Still not convinced? Here’s some more earnings-power proof: A college graduate earns over $500,000 more than someone with just a high-school diploma over a lifetime of working, according to a study from the Brookings Institution.

The researchers also calculated that the average annual return-on-investment for a professional or bachelor’s degree was more than 15% — that’s far higher than the historical returns of stocks, bonds, gold, and housing investments.

Related: How to Tell if You’re Getting the Best Bang for Your College Buck 

So, think about those numbers the next time you feel overwhelmed after getting your monthly student loan statement. Bross sums it up this way: “Look not at the debt — but at what that debt has purchased for you.” 
Illustrated By Mallory Heyer.
Financial Insecurity #4: Feeling Stressed About Retirement

How It Saps Your Confidence
On the surface, our anxieties around retirement revolve around whether we’ll actually have enough money to retire at all. And, the majority of us don’t think we will: 59% of Americans are worried they won’t have enough saved for retirement, and 48% don’t think they will be able to maintain their standard of living in their golden years.

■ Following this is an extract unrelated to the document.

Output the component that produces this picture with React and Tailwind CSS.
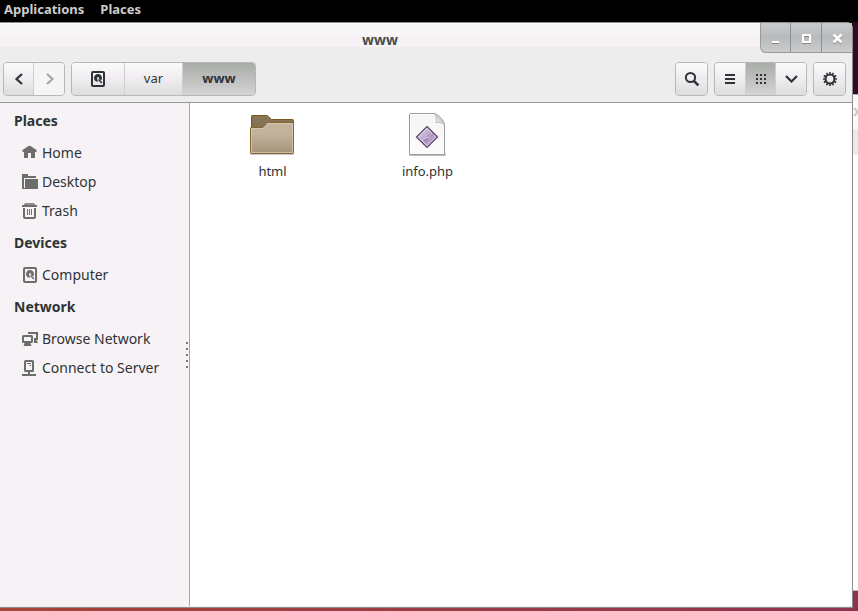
import clsx from "clsx";

const sidebar = [
  {
    title: "Places",
    items: [
      { label: "Home", Icon: HomeIcon },
      { label: "Desktop", Icon: DesktopIcon },
      { label: "Trash", Icon: TrashIcon },
    ],
  },
  { title: "Devices", items: [{ label: "Computer", Icon: DriveIcon }] },
  {
    title: "Network",
    items: [
      { label: "Browse Network", Icon: NetworkIcon },
      { label: "Connect to Server", Icon: ServerIcon },
    ],
  },
];

const files = [
  { name: "html", Icon: FolderIcon },
  { name: "info.php", Icon: PhpFileIcon },
];

function HomeIcon() {
  return (
    <svg width="16" height="16" viewBox="0 0 16 16" fill="currentColor" aria-hidden="true">
      <path d="M6.5 1 H8.500 L14.500 5 V7 H13 V13 H9 V8 H6 V13 H2 V7 H.5 V5 Z" />
    </svg>
  );
}

function DesktopIcon() {
  return (
    <svg width="16" height="16" viewBox="0 0 16 16" fill="currentColor" aria-hidden="true">
      <path d="M0 0 H6 V2 H14 V4 H2 V14 H16 V15 H0 Z" />
      <path d="M3 5 H16 V15 H3 Z" />
    </svg>
  );
}

function TrashIcon() {
  return (
    <svg width="16" height="16" viewBox="0 0 16 16" fill="none" stroke="currentColor" aria-hidden="true">
      <path d="M0 3 H15" strokeWidth="2" />
      <path d="M3 2 V1.500 Q3 1 4 1 H11 Q12 1 12 1.500 V2" strokeWidth="1.500" />
      <path d="M2 5 V14 Q2 15 3 15 H12 Q13 15 13 14 V5" strokeWidth="2" />
      <path d="M5.500 6 V12 M7.500 6 V12 M9.500 6 V12" />
    </svg>
  );
}

function DriveIcon() {
  return (
    <svg width="16" height="16" viewBox="0 0 16 16" fill="none" aria-hidden="true">
      <rect x="2" y="1" width="12" height="14" rx="1" stroke="currentColor" strokeWidth="2" />
      <path
        d="M8 3 C10.300 3 12 4.700 12 7 C12 8.200 11.500 9 11 9.600 L9 7.800 V6.200 H7.200 V8 L8 10.800 C5.800 11 4 9.200 4 7 C4 4.700 5.700 3 8 3 Z"
        fill="currentColor"
      />
      <path d="M8.500 8.500 L11.800 12" stroke="currentColor" strokeWidth="1.600" />
    </svg>
  );
}

function NetworkIcon() {
  return (
    <svg width="16" height="16" viewBox="0 0 16 16" fill="none" stroke="currentColor" strokeWidth="2" aria-hidden="true">
      <path d="M7 3 V2 H15 V8 H12" />
      <rect x="1" y="5" width="9" height="6" rx=".5" />
      <path d="M3 11 H8 L9.500 15 H1.500 Z" fill="currentColor" stroke="none" />
      <path d="M12 9 H14.500 L16 12 H12 Z" fill="currentColor" stroke="none" />
    </svg>
  );
}

function ServerIcon() {
  return (
    <svg width="16" height="16" viewBox="0 0 16 16" fill="none" stroke="currentColor" aria-hidden="true">
      <rect x="3" y="1" width="8" height="10" rx=".6" strokeWidth="2" />
      <path d="M5 3.500 H9 M7.500 5.500 H9" />
      <path d="M7 11 V14 M0 15 H14" strokeWidth="2" />
    </svg>
  );
}

function SearchIcon() {
  return (
    <svg width="16" height="16" viewBox="0 0 16 16" fill="none" stroke="currentColor" aria-hidden="true">
      <circle cx="6.5" cy="6.5" r="4.6" strokeWidth="2" />
      <path d="M9.8 9.8 L14.4 14.4" strokeWidth="2.6" />
    </svg>
  );
}

function ListIcon() {
  return (
    <svg width="16" height="16" viewBox="0 0 16 16" fill="currentColor" aria-hidden="true">
      <path d="M3 3 H13 V5 H3 Z M3 7 H13 V9 H3 Z M3 11 H13 V13 H3 Z" />
    </svg>
  );
}

function GridIcon() {
  return (
    <svg width="16" height="16" viewBox="0 0 16 16" stroke="currentColor" strokeWidth="2" strokeDasharray="2 2" aria-hidden="true">
      <path d="M3 4 H13 M3 8 H13 M3 12 H13" />
    </svg>
  );
}

function Chevron({ d }) {
  return (
    <svg width="16" height="16" viewBox="0 0 16 16" fill="none" stroke="currentColor" strokeWidth="2.2" aria-hidden="true">
      <path d={d} />
    </svg>
  );
}

function GearIcon() {
  return (
    <svg width="16" height="16" viewBox="0 0 16 16" fill="none" stroke="currentColor" aria-hidden="true">
      <circle cx="8" cy="8" r="4.5" strokeWidth="2.2" />
      {/* twelve teeth: one dash and one gap per 1/12 of the circle */}
      <circle cx="8" cy="8" r="6" strokeWidth="2.2" pathLength="24" strokeDasharray="1 1" strokeDashoffset=".5" />
    </svg>
  );
}

function FolderIcon() {
  return (
    <svg width="48" height="48" viewBox="1 -1 48 48" aria-hidden="true">
      <defs>
        <linearGradient id="folderFront" x1="0" y1="0" x2="0" y2="1">
          <stop offset="0" stopColor="#c4b49c" />
          <stop offset=".35" stopColor="#c2b39c" />
          <stop offset="1" stopColor="#a59378" />
        </linearGradient>
        <linearGradient id="folderBack" x1="0" y1="0" x2="0" y2="1">
          <stop offset="0" stopColor="#8a7758" />
          <stop offset="1" stopColor="#75634a" />
        </linearGradient>
      </defs>
      <rect x="2" y="42" width="44" height="2" rx="1" fill="#000" opacity=".22" />
      <path
        d="M3.500 40 V5 Q3.500 4.500 4 4.500 H18 Q19.500 4.500 20.500 5.500 L23.500 8.500 H44.500 Q45.500 8.500 45.500 9.500 V40 Z"
        fill="url(#folderBack)"
        stroke="#7c5a1c"
      />
      <path
        d="M2.500 17 Q2.500 16.500 3 16.500 H14 Q15.500 16.500 16.500 15 L18.500 12.500 Q19 11.500 20.500 11.500 H45 Q45.500 11.500 45.500 12 V41.500 Q45.500 42.500 44.500 42.500 H3.500 Q2.500 42.500 2.500 41.500 Z"
        fill="url(#folderFront)"
        stroke="#86662c"
      />
      <path
        d="M3.500 41.500 V17.500 H15 L19.500 12.500 H44.500 V41.500 Z"
        fill="none"
        stroke="#e0d3bf"
        strokeOpacity=".6"
      />
    </svg>
  );
}

function PhpFileIcon() {
  return (
    <svg width="48" height="48" viewBox="1 -1 48 48" aria-hidden="true">
      <defs>
        <linearGradient id="paper" x1="0" y1="0" x2="0" y2="1">
          <stop offset="0" stopColor="#f4f4f4" />
          <stop offset="1" stopColor="#fcfcfc" />
        </linearGradient>
        <linearGradient id="gem" x1="0" y1="0" x2="1" y2="1">
          <stop offset="0" stopColor="#dccfe4" />
          <stop offset="1" stopColor="#a285b6" />
        </linearGradient>
        <linearGradient id="fold" x1="0" y1="1" x2="1" y2="0">
          <stop offset="0" stopColor="#ffffff" />
          <stop offset="1" stopColor="#a8a8a8" />
        </linearGradient>
      </defs>
      <rect x="6" y="42" width="37" height="3" rx="1" fill="#000" opacity=".25" />
      <path
        d="M8 2.500 H31 C35 3 41.500 10 41.500 14 V42 Q41.500 43.500 40 43.500 H8 Q6.500 43.500 6.500 42 V4 Q6.500 2.500 8 2.500 Z"
        fill="url(#paper)"
        stroke="#999"
      />
      <path d="M7.500 42.500 V3.500 H31 M40.500 16 V42.500 H7.500" fill="none" stroke="#fff" />
      <path d="M31 2.500 C34 5 33 9 33 11.500 C37 11 40 12 41.500 14 C40 9 36 3 31 2.500 Z" fill="url(#fold)" stroke="#b0b0b0" strokeWidth=".8" />
      <path d="M24 15.500 L34.500 26 L24 36.500 L13.500 26 Z" fill="url(#gem)" stroke="#5c4069" strokeWidth="1.200" />
      <path d="M24 17.200 L32.800 26 L24 34.800 L15.200 26 Z" fill="none" stroke="#e3d8ea" strokeWidth=".9" />
      <path d="M18 28 L23 26 L25 24 L29 21 L31 24 L26 27 L23 32 L21 30 Z" fill="#85649f" opacity=".4" />
      <path d="M19 29 L24 26 L25 27 L29 22" fill="none" stroke="#efe6f4" strokeWidth=".9" opacity=".8" />
    </svg>
  );
}

function ButtonGroup({ label, children }) {
  return (
    <div
      role="group"
      aria-label={label}
      className="flex h-[34px] overflow-hidden rounded border border-[#b6b8b6] divide-x divide-[#cfcdcf]"
    >
      {children}
    </div>
  );
}

function ToolButton({ label, active, disabled, className = "w-[31px]", children }) {
  return (
    <button
      type="button"
      aria-label={label}
      disabled={disabled}
      className={clsx(
        "flex items-center justify-center",
        className,
        active && "bg-linear-to-b from-[#a9aca9] via-[#bebfbe] to-[#d4d4d4] font-bold",
        disabled && "bg-[#f5f5f5] text-[#a5a8a5]",
        !active && !disabled && "bg-linear-to-b from-[#fbfafb] via-[#efecef] to-[#dddddd]"
      )}
    >
      {children}
    </button>
  );
}

function TitleBar() {
  return (
    <div className="flex h-[39px] items-start">
      <h1 className="flex-1 pt-2 text-center text-sm leading-[18px] font-bold text-[#454d4d]">www</h1>
      <div className="flex h-[30px] divide-x divide-[#8c8e8f] overflow-hidden rounded-bl-md border-b border-l border-[#9a9c9d] bg-linear-to-b from-[#c9cacb] via-[#b9babc] to-[#cbcccd] text-white">
        <button type="button" aria-label="Minimize" className="flex w-[30px] items-center justify-center">
          <svg width="16" height="16" viewBox="0 0 16 16" aria-hidden="true">
            <path d="M4 13.500 H11" stroke="#85878a" />
            <path d="M4 12 H11" stroke="currentColor" strokeWidth="2" />
          </svg>
        </button>
        <button type="button" aria-label="Maximize" className="flex w-[31px] items-center justify-center">
          <svg width="16" height="16" viewBox="0 0 16 16" fill="none" aria-hidden="true">
            <path d="M4 13.500 H13 M6 6.500 H11" stroke="#85878a" />
            <path d="M5 5 H12 V12 H5 Z" stroke="currentColor" strokeWidth="2" />
          </svg>
        </button>
        <button type="button" aria-label="Close" className="flex w-[30px] items-center justify-center">
          <svg width="16" height="16" viewBox="0 0 16 16" fill="none" strokeWidth="2.600" aria-hidden="true">
            <path d="M4.500 5.500 L12.500 13.500 M12.500 5.500 L4.500 13.500" stroke="#85878a" />
            <path d="M4.500 4.500 L12.500 12.500 M12.500 4.500 L4.500 12.500" stroke="currentColor" />
          </svg>
        </button>
      </div>
    </div>
  );
}

function Toolbar() {
  return (
    <div className="flex gap-1.5 pr-1.5 pb-1.5 pl-[3px]">
      <ButtonGroup label="History">
        <ToolButton label="Back" className="w-[30px]">
          <Chevron d="M11 3 L5.500 8 L11 13" />
        </ToolButton>
        <ToolButton label="Forward" className="w-[30px]" disabled>
          <Chevron d="M6 3 L11.500 8 L6 13" />
        </ToolButton>
      </ButtonGroup>
      <ButtonGroup label="Path">
        <ToolButton label="File system" className="w-[53px]">
          <DriveIcon />
        </ToolButton>
        <ToolButton className="w-[58px]">var</ToolButton>
        <ToolButton className="w-[72px]" active>
          www
        </ToolButton>
      </ButtonGroup>
      <div className="flex-1" />
      <ButtonGroup label="Search">
        <ToolButton label="Search">
          <SearchIcon />
        </ToolButton>
      </ButtonGroup>
      <ButtonGroup label="View">
        <ToolButton label="List view">
          <ListIcon />
        </ToolButton>
        <ToolButton label="Icon view" className="w-[30px]" active>
          <GridIcon />
        </ToolButton>
        <ToolButton label="View options" className="w-[30px]">
          <Chevron d="M3 5 L8.500 10.500 L14 5" />
        </ToolButton>
      </ButtonGroup>
      <ButtonGroup label="Settings">
        <ToolButton label="Settings">
          <GearIcon />
        </ToolButton>
      </ButtonGroup>
    </div>
  );
}

function Sidebar() {
  return (
    <aside className="flex w-[190px] shrink-0 border-r border-[#a5a5a5] bg-[#f7f2f6] text-sm">
      <nav className="flex-1">
        {sidebar.map(({ title, items }) => (
          <section key={title}>
            <h2 className="flex h-[35px] items-center pl-3.5 font-bold">{title}</h2>
            <ul>
              {items.map(({ label, Icon }) => (
                <li key={label}>
                  <a href="#" className="flex h-[29px] items-center gap-1 pl-[22px]">
                    <span className="text-[#6b6e6b]">
                      <Icon />
                    </span>
                    <span className="whitespace-nowrap">{label}</span>
                  </a>
                </li>
              ))}
            </ul>
          </section>
        ))}
      </nav>
      <div className="flex flex-col justify-center gap-1 pr-px">
        {[0, 1, 2, 3, 4].map((dot) => (
          <span key={dot} className="size-0.5 bg-[#777977]" />
        ))}
      </div>
    </aside>
  );
}

export default function App() {
  return (
    <div className="flex min-h-screen flex-col bg-black font-['Noto_Sans','Open_Sans',sans-serif] text-[13px] text-[#2e3436]">
      <header className="flex h-[22px] gap-4 bg-black pl-1 text-[13px] leading-[18px] font-bold text-[#cccccc]">
        <button type="button" className="h-[18px]">Applications</button>
        <button type="button" className="h-[18px]">Places</button>
      </header>

      <div className="flex flex-1">
        <div className="flex min-w-0 flex-1 flex-col">
          <main className="flex flex-1 flex-col rounded-tr-md border-t border-r border-b border-[#8a8d8d] bg-white">
            <div className="rounded-tr-md border-b border-[#939996] bg-[linear-gradient(#ffffff_1px,#f7f7f7_1px,#f7f7f7_12px,#f7f2f6_12px,#f7f2f6_24px,#ededed_24px)]">
              <TitleBar />
              <Toolbar />
            </div>
            <div className="flex flex-1 border-b border-[#ededed]">
              <Sidebar />
              <ul className="flex flex-1 flex-wrap content-start pt-[7px] pl-[5px]">
                {files.map(({ name, Icon }) => (
                  <li key={name} className="flex w-[155px] flex-col items-center">
                    <Icon />
                    <span className="mt-1 leading-[18px]">{name}</span>
                  </li>
                ))}
              </ul>
            </div>
          </main>
          <div className="h-[3px] bg-linear-to-r from-[#a84436] to-[#8f3450]" />
        </div>

        {/* edge of the window behind */}
        <div className="flex w-[5px] flex-col">
          <div className="h-[72px] bg-[#300a26]" />
          <div className="flex h-[35px] items-center overflow-hidden border-t border-[#b0b0b0] bg-[#fdfafc] text-[#c9c9c9]">
            <svg width="5" height="8" viewBox="0 0 5 8" fill="none" stroke="currentColor" strokeWidth="2" aria-hidden="true">
              <path d="M1 0 L5 4 L1 8" />
            </svg>
          </div>
          <div className="h-[26px] bg-[#ebebeb]" />
          <div className="flex-1 border-b border-[#b9b9b9] bg-white" />
          <div className="h-5 bg-[#8f3450]" />
        </div>
      </div>
    </div>
  );
}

That, in turn, can make saving for retirement feel futile. “You think, ‘I can’t possibly save as much as they say [I need], so why start?’” Bross says.

Women can feel especially stressed because they have to plan for typically longer lifespans, prompting fears of “bag-lady syndrome.” In fact, one study found that 49% of women end up worrying about becoming broke and homeless in their later years.

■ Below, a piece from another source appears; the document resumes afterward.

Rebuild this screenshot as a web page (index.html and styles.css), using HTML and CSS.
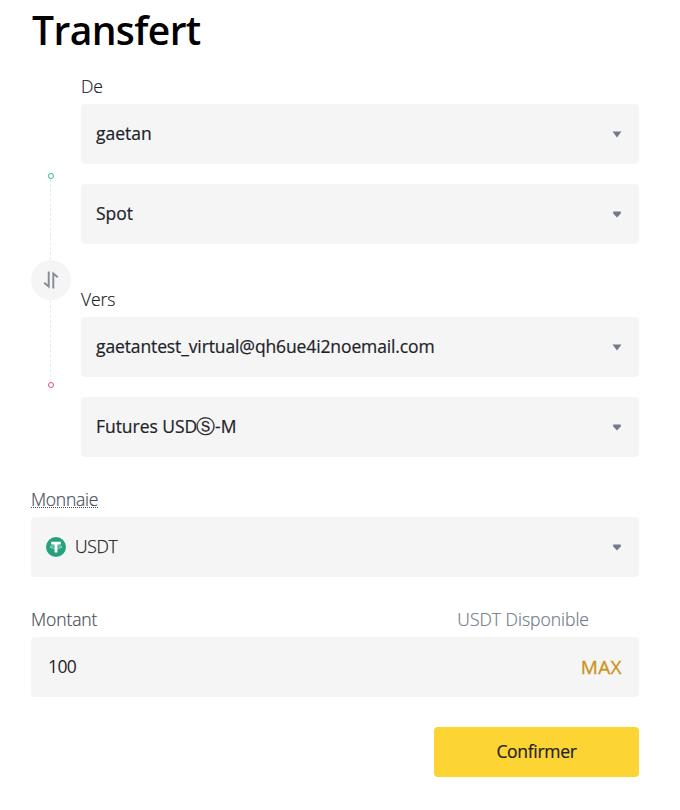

“What retirement starts doing is bringing us closer to [the reality that we’re] aging — to a time when we will be dependent [on others] again,” Barr says.

Related: The Other Big Gender Gap? 

How To Give Yourself A Confidence Boost 
For starters, rethink how you view retirement. The stress you feel about not having enough money is likely rooted in the traditional notion that we have a cutoff point to our working lives.

“Retirement is a changing horizon,” Bross says. “It isn’t about putting money aside because you won’t be working for 30 years. Rather, it’s a retooling of what you’re doing, and how often.” In other words, think of retirement as a second act, where you have the freedom and time to pursue other opportunities — some of them paying.

So, write down all of the hobbies and interests you’ve had limited time to pursue, and think about how you can parlay them into a paying gig. Maybe you’re an amateur musician who can start giving music lessons. Or, perhaps you’re known for your cakes, and you can start selling them made-to-order for special occasions.

“The quality of your retirement will improve if you’re being paid for something you enjoy doing,” Bross says. “Be creative about how you approach the transition. It may not look like a chair on the beach, but you can have a great life, anyway.”

And, if you’re still feeling unsure about your nest-egg balance, focus first on the small moves you can make now to get there, rather than the daunting figure you’re hoping to reach.

“Decide to put a percentage or two into your 401(k) this year, and then up it every six months,” Bross suggests. “Surprisingly, you won’t notice the small changes.”